Output the full listing below exactly, without the pictures.

□ □ □

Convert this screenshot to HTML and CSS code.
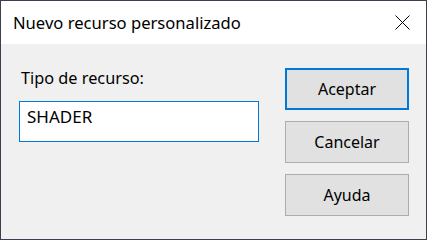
FILE: index.html
```html
<!DOCTYPE html>
<html>
<head>
<meta charset="utf-8">
<link rel="stylesheet" href="styles.css">
</head>
<body>
<div class="window">
  <div class="titlebar">
    <span class="title">Nuevo recurso personalizado</span>
    <svg class="close" width="15" height="15" viewBox="0 0 15 15">
      <path d="M0.5 0.5 L14.5 14.5 M14.5 0.5 L0.5 14.5" stroke="#000" stroke-width="1" fill="none"/>
    </svg>
  </div>
  <div class="content">
    <div class="left">
      <div class="label">Tipo de recurso:</div>
      <div class="input">SHADER</div>
    </div>
    <div class="buttons">
      <div class="btn default">Aceptar</div>
      <div class="btn">Cancelar</div>
      <div class="btn">Ayuda</div>
    </div>
  </div>
</div>
</body>
</html>
```
FILE: styles.css
```css
html, body {
  margin: 0;
  padding: 0;
}
body {
  font-family: "Noto Sans", "Open Sans", sans-serif;
  font-size: 16px;
  line-height: 22px;
  color: #000;
}
.window {
  width: 427px;
  height: 240px;
  box-sizing: border-box;
  border: 1px solid #3b4050;
  background: #f0f0f0;
  display: flex;
  flex-direction: column;
}
.titlebar {
  height: 43px;
  background: #fff;
  display: flex;
  align-items: center;
  justify-content: space-between;
  padding-left: 12px;
  padding-right: 16px;
  flex: none;
}
.title {
  font-size: 16.6px;
}
.close {
  display: block;
}
.content {
  display: flex;
  padding: 23px 17px 0 18px;
}
.left {
  width: 240px;
  display: flex;
  flex-direction: column;
}
.label {
  padding-left: 2px;
  font-size: 16.3px;
}
.input {
  margin-top: 12px;
  height: 41px;
  box-sizing: border-box;
  border: 1px solid #0078d7;
  background: #fff;
  padding: 4px 0 0 7px;
  font-size: 17px;
}
.buttons {
  margin-left: auto;
  width: 124px;
  display: flex;
  flex-direction: column;
  gap: 11px;
  padding-top: 1px;
}
.btn {
  height: 42px;
  box-sizing: border-box;
  border: 1px solid #adadad;
  background: #e1e1e1;
  display: flex;
  align-items: center;
  justify-content: center;
}
.btn.default {
  border: 2px solid #0078d7;
}
```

□ □ □

[ANSWER FOR THE TASK]
Convert this screenshot to HTML and CSS code.
FILE: index.html
```html
<!DOCTYPE html>
<html>
<head>
<meta charset="utf-8">
<link rel="stylesheet" href="styles.css">
</head>
<body>
<div class="window">
  <div class="titlebar">
    <span class="title">Nuevo recurso personalizado</span>
    <svg class="close" width="15" height="15" viewBox="0 0 15 15">
      <path d="M0.5 0.5 L14.5 14.5 M14.5 0.5 L0.5 14.5" stroke="#000" stroke-width="1" fill="none"/>
    </svg>
  </div>
  <div class="content">
    <div class="left">
      <div class="label">Tipo de recurso:</div>
      <div class="input">SHADER</div>
    </div>
    <div class="buttons">
      <div class="btn default">Aceptar</div>
      <div class="btn">Cancelar</div>
      <div class="btn">Ayuda</div>
    </div>
  </div>
</div>
</body>
</html>
```
FILE: styles.css
```css
html, body {
  margin: 0;
  padding: 0;
}
body {
  font-family: "Noto Sans", "Open Sans", sans-serif;
  font-size: 16px;
  line-height: 22px;
  color: #000;
}
.window {
  width: 427px;
  height: 240px;
  box-sizing: border-box;
  border: 1px solid #3b4050;
  background: #f0f0f0;
  display: flex;
  flex-direction: column;
}
.titlebar {
  height: 43px;
  background: #fff;
  display: flex;
  align-items: center;
  justify-content: space-between;
  padding-left: 12px;
  padding-right: 16px;
  flex: none;
}
.title {
  font-size: 16.6px;
}
.close {
  display: block;
}
.content {
  display: flex;
  padding: 23px 17px 0 18px;
}
.left {
  width: 240px;
  display: flex;
  flex-direction: column;
}
.label {
  padding-left: 2px;
  font-size: 16.3px;
}
.input {
  margin-top: 12px;
  height: 41px;
  box-sizing: border-box;
  border: 1px solid #0078d7;
  background: #fff;
  padding: 4px 0 0 7px;
  font-size: 17px;
}
.buttons {
  margin-left: auto;
  width: 124px;
  display: flex;
  flex-direction: column;
  gap: 11px;
  padding-top: 1px;
}
.btn {
  height: 42px;
  box-sizing: border-box;
  border: 1px solid #adadad;
  background: #e1e1e1;
  display: flex;
  align-items: center;
  justify-content: center;
}
.btn.default {
  border: 2px solid #0078d7;
}
```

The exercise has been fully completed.